Ví pasar a un grupo de adolescentes.
Ellas perfectamente uniformadas, melenas enlacadas, escotes palabra de honor y peep toes recién estrenados. Ellos con traje y corbata y ese pelo tan extraño que al parecer se lleva ahora, como si un huracán feroz hubiese pasado a su lado, remedos modernos de Beatles desteñidos.
Y me pregunté qué hacían unos chavales quinceañeros con esas pintas paseando por el muro un viernes por la tarde. Hasta que caí en la cuenta de que se había acabado el Curso. Era época de graduaciones, de fiestas copiadas de cualquier película norteamericana, de birretes de mentira, de momentos de verdad.
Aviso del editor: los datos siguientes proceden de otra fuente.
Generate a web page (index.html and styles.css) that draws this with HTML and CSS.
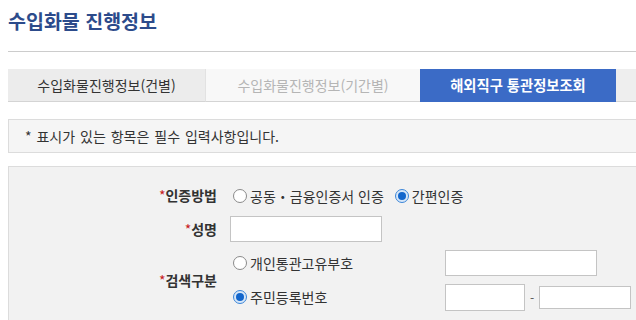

Y lo entendí todo. Entendí que no tuviesen frío, que se riesen a gritos, que emanasen esa alegría de vivir, que caminasen seguros entre empujones y sonrisitas coquetas. Aspiré con avaricia su olor a esperanza y colonia cara y probablemente un atisbo de envidia y nostalgia se dibujó en mi alma y en mis ojos
Yo también me gradué. Yo también tuve una ceremonia y una fiesta con sabor a patatas fritas y Fanta de Naranja. Y me puse un gorro extraño y ajeno sobre mi melena perfecta de peluquería. Yo también fui a comprarme un vestido nuevo porque quería ser la más guapa de la tarde y me puse tacones por primera vez en mi vida.
Sentí la necesidad imperiosa de comprobar que yo también paseé un día con mis compañeros con esa misma aureola de felicidad imperecedera. Así que al volver a casa busqué en mi caja roja, la que atesora las fotos y las cartas de amor y las rosas secas y los recuerdos...
Y encontré los de aquél día.
Fotos en solitario, fotos en grupo, fotos con mis padres y mi hermana, con mis abuelos. Señales indelebles de que aquél día lejano en el tiempo no fue un sueño ni una quimera.
La beca que nos pusieron al cuello, como símbolo de nuestra madurez, la señal de que debíamos volar, de que los tiempos del Colegio se habían terminado, de que ya nadie nos protegería del mundo exterior. La cruz de ceniza que nos alejaba de la adolescencia, el camino de ladrillos amarillos hacia el país de los adultos.
Un boli grabado con nuestro nombre y la fecha exacta de aquel día, un diploma escrito a mano por el Padre J. para cada uno de nosotros...
Y un papel que ya no recordaba, doblado cuidadosamente. La fotocopia amarillenta de una fábula mecanografiada que me regaló el profesor de Literatura al despedirnos. Y una dedicatoria en tinta azul: Nunca dejes de brillar...
Cuenta la Leyenda, que una vez, una serpiente empezó a perseguir a una Luciérnaga; esta huía rápido con miedo de la feroz depredadora, y la serpiente no pensaba desistir.
Huyó un día, y ella no desistía, dos días y nada.....En el tercer día, ya sin fuerzas la Luciérnaga paro y dijo a la serpiente:
-Puedo hacerte tres preguntas???
-No acostumbro dar ese privilegio a nadie pero como te voy a devorar, puedes preguntar...
-¿Pertenezco a tu cadena alimenticia?
-No, contestó la serpiente....
-¿Yo te hice algún mal?
-No, volvió a responder
-Entonces, ¿Por qué quieres acabar conmigo?
-Porque no soporto verte brillar........!
Cuando esto pase a tí, no dejes de Brillar, continua siendo tu mismo, sigue dando lo mejor de ti, sigue haciendo lo mejor, no permitas que te lastimen, no permitas que te hieran, Sigue Brillando y No podrán tocarte....
porque tu Luz seguirá intacta!!!
Y pensé en mi viejo profesor, y en cuánto me gustaría no defraudarlo jamás. Porque quiero seguir brillando. Siempre. No quiero dejar de brillar.